[Items listed in a dataset]
━━━━━━━━━━━━━━━━

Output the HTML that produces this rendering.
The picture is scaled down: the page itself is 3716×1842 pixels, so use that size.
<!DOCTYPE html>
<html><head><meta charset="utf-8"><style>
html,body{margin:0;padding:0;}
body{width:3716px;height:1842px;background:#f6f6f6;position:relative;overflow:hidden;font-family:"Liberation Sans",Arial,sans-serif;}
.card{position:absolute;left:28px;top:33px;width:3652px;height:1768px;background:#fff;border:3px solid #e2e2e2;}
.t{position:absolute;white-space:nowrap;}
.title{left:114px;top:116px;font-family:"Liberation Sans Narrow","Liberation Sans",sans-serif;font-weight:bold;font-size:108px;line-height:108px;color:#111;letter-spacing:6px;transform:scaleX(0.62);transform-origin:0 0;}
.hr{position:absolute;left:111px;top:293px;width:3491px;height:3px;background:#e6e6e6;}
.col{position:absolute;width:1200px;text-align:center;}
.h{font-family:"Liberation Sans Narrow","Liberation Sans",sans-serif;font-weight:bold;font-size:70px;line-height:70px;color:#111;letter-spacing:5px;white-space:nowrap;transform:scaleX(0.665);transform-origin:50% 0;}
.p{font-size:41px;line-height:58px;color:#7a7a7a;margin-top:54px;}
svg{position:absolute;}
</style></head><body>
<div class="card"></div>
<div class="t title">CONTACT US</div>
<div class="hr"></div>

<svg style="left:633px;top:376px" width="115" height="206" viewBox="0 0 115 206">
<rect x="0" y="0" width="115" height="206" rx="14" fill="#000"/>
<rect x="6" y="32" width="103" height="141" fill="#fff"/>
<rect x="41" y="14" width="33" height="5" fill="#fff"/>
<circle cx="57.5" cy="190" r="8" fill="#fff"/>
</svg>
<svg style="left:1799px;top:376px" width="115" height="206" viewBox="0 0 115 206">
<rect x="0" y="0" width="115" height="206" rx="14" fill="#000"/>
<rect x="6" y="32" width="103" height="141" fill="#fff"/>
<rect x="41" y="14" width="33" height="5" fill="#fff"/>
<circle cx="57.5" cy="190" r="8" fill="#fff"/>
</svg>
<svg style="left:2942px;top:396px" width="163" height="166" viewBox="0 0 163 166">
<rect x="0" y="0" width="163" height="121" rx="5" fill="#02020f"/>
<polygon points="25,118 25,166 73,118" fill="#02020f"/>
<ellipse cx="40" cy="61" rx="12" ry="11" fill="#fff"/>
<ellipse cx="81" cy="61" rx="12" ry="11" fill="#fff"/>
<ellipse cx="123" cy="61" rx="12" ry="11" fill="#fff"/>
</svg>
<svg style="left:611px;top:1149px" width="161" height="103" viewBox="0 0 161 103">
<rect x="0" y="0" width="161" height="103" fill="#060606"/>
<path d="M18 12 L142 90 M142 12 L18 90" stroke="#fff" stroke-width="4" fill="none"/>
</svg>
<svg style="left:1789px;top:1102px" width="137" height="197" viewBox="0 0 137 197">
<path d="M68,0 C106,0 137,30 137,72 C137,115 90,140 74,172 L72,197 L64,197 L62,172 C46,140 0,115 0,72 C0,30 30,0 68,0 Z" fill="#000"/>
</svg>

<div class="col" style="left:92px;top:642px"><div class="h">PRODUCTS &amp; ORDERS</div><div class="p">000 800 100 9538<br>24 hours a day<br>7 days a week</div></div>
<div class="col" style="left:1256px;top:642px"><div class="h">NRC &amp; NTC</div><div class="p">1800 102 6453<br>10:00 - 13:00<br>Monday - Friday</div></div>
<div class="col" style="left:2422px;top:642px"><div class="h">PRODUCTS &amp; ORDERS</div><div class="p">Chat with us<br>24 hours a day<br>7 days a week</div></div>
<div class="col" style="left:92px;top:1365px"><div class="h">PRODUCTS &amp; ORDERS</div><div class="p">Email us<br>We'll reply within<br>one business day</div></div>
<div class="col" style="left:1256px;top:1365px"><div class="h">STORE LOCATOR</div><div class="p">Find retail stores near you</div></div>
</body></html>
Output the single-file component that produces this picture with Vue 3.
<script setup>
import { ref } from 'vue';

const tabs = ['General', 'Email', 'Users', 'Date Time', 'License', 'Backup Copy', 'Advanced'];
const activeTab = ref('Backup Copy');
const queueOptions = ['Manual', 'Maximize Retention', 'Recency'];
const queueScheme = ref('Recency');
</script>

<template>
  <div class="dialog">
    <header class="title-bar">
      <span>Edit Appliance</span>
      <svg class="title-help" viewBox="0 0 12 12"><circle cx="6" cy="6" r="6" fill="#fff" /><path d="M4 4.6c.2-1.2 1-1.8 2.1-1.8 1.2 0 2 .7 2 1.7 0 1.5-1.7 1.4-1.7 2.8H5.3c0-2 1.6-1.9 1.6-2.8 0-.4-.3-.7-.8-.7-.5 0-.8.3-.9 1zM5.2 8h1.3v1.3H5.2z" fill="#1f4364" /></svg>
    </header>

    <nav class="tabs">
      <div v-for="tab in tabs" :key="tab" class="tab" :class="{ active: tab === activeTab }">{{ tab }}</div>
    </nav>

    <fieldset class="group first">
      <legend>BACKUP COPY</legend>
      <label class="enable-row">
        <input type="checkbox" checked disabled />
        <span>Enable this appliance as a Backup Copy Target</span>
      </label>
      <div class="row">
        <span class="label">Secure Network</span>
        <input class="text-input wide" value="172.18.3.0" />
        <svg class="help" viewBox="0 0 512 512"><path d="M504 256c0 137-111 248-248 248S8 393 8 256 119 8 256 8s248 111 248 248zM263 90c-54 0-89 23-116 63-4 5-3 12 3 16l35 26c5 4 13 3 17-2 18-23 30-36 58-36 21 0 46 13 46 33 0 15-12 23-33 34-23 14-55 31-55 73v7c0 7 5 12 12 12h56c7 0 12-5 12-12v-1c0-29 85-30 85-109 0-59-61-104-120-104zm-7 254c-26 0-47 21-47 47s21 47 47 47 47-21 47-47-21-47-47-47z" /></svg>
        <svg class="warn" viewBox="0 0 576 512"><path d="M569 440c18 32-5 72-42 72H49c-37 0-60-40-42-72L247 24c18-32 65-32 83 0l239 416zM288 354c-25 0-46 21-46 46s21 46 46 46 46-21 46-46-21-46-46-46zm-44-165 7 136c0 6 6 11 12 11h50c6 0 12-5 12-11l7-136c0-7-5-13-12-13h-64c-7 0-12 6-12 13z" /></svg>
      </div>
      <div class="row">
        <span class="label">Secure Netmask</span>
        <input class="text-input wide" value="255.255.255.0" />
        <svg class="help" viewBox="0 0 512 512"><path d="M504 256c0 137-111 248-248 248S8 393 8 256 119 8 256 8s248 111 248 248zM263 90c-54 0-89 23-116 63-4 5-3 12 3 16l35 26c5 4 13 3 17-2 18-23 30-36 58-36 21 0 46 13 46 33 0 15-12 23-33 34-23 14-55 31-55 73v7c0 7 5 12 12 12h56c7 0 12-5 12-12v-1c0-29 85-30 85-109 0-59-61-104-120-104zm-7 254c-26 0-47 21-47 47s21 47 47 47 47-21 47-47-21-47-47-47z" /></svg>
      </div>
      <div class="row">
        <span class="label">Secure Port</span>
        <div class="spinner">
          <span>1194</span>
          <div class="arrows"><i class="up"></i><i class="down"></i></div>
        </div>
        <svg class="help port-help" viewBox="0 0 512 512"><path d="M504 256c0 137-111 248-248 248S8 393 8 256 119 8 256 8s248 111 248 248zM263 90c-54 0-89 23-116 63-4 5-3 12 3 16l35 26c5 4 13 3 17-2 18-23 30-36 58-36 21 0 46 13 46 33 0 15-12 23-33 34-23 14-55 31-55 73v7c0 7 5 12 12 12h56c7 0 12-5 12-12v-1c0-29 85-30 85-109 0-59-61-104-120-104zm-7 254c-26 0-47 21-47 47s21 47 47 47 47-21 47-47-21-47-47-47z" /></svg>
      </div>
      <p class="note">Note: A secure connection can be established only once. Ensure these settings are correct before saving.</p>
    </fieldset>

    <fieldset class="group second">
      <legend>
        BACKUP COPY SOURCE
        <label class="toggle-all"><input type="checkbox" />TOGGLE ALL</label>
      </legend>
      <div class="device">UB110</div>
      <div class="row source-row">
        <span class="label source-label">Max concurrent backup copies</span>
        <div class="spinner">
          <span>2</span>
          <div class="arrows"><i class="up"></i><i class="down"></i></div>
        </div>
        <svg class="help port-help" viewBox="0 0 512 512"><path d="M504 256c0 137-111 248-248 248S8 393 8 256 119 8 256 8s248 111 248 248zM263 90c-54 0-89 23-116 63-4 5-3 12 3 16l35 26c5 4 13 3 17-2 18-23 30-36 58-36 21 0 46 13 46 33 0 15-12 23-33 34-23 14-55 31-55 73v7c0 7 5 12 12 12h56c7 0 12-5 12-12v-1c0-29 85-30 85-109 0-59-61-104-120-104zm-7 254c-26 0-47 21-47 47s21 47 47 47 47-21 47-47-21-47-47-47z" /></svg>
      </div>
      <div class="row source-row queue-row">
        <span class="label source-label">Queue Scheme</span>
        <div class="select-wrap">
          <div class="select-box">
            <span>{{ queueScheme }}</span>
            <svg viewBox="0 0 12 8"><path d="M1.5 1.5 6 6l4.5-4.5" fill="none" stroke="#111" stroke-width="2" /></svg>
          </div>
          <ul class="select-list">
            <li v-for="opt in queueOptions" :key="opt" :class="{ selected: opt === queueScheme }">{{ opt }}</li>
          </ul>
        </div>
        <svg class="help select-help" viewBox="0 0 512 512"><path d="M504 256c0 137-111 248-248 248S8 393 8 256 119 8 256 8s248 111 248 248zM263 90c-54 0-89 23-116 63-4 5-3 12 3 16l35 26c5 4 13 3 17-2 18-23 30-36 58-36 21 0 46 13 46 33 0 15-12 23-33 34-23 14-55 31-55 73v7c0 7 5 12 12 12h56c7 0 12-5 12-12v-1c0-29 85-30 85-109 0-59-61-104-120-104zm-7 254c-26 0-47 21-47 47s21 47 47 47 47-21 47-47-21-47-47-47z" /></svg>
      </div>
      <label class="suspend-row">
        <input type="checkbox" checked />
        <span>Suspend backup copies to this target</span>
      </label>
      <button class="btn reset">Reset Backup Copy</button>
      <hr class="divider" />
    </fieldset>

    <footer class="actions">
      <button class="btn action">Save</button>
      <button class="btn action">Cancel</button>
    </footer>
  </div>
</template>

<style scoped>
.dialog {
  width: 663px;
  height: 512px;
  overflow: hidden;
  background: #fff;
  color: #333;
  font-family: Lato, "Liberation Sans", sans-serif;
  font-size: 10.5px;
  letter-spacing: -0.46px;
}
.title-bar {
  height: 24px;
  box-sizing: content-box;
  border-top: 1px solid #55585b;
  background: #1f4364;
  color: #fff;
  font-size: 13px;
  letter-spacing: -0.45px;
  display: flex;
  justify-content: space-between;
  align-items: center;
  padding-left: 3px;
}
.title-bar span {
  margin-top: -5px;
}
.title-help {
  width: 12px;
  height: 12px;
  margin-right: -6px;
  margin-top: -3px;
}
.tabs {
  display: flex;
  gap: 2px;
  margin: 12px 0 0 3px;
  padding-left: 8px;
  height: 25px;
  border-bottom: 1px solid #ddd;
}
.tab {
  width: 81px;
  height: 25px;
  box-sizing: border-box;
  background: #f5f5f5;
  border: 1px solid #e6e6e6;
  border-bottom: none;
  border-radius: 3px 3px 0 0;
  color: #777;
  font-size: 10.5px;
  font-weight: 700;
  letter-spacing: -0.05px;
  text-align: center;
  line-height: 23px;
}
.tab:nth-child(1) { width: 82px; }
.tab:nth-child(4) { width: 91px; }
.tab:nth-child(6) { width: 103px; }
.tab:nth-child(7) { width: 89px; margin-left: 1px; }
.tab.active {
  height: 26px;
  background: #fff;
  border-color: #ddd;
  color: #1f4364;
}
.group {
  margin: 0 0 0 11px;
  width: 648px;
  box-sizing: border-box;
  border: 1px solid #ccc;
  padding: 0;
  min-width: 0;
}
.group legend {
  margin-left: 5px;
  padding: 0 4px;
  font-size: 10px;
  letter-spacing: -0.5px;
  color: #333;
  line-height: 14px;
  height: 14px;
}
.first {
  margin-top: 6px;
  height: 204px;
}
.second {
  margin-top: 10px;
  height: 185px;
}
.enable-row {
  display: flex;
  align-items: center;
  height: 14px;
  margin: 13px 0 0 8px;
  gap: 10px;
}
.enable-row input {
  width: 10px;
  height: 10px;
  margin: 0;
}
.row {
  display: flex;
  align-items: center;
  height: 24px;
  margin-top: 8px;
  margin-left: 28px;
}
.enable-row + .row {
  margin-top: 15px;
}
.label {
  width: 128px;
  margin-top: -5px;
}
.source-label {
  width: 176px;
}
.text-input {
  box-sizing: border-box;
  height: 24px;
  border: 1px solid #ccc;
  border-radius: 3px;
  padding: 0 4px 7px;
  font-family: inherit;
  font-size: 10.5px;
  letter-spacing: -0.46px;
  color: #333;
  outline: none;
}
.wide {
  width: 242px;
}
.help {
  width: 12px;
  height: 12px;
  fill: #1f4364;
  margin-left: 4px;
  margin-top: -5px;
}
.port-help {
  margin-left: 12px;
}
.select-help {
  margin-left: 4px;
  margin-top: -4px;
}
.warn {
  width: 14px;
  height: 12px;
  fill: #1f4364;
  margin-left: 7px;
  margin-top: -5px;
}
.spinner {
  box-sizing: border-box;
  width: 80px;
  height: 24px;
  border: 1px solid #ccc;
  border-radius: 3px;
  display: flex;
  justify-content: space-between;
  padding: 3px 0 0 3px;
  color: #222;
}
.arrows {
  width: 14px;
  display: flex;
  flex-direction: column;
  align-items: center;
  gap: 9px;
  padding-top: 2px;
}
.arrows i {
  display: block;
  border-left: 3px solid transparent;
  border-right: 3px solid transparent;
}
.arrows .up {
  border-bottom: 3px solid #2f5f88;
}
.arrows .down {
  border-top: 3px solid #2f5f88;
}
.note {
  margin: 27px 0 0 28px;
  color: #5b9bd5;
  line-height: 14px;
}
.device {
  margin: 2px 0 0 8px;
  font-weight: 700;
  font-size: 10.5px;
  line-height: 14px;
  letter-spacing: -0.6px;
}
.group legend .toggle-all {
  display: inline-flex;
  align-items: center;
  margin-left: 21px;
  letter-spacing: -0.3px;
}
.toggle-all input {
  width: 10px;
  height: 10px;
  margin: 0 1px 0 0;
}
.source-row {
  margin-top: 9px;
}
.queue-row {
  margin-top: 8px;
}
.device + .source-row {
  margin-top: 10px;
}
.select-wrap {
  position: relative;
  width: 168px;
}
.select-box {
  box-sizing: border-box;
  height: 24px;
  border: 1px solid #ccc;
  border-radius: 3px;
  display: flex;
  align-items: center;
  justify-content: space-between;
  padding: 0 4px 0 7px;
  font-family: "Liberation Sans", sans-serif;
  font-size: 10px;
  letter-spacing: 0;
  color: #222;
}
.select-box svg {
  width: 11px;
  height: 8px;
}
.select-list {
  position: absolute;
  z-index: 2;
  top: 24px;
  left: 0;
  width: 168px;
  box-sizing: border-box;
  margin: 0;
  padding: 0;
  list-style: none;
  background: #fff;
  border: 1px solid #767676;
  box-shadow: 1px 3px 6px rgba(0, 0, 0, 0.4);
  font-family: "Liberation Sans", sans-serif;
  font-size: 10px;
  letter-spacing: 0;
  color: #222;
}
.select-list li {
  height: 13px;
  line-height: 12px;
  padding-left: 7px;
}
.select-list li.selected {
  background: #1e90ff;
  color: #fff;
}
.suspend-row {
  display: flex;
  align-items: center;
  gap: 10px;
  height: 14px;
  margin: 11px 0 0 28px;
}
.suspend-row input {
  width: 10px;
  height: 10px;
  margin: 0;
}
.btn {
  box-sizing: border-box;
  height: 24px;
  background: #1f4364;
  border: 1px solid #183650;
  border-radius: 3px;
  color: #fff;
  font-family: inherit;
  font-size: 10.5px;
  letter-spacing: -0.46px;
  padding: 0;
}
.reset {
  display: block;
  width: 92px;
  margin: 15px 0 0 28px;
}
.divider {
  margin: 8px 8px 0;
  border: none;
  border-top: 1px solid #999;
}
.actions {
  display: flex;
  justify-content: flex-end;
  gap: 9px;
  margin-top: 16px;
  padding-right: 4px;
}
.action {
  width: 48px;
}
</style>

━━━━━━━━━━━━━━━━

### [Task prompt]
Look over the listing above. Pick out and copy every line that includes "this".

### [Exercise solution]
Output the HTML that produces this rendering.
Output the single-file component that produces this picture with Vue 3.
        <span>Enable this appliance as a Backup Copy Target</span>
        <span>Suspend backup copies to this target</span>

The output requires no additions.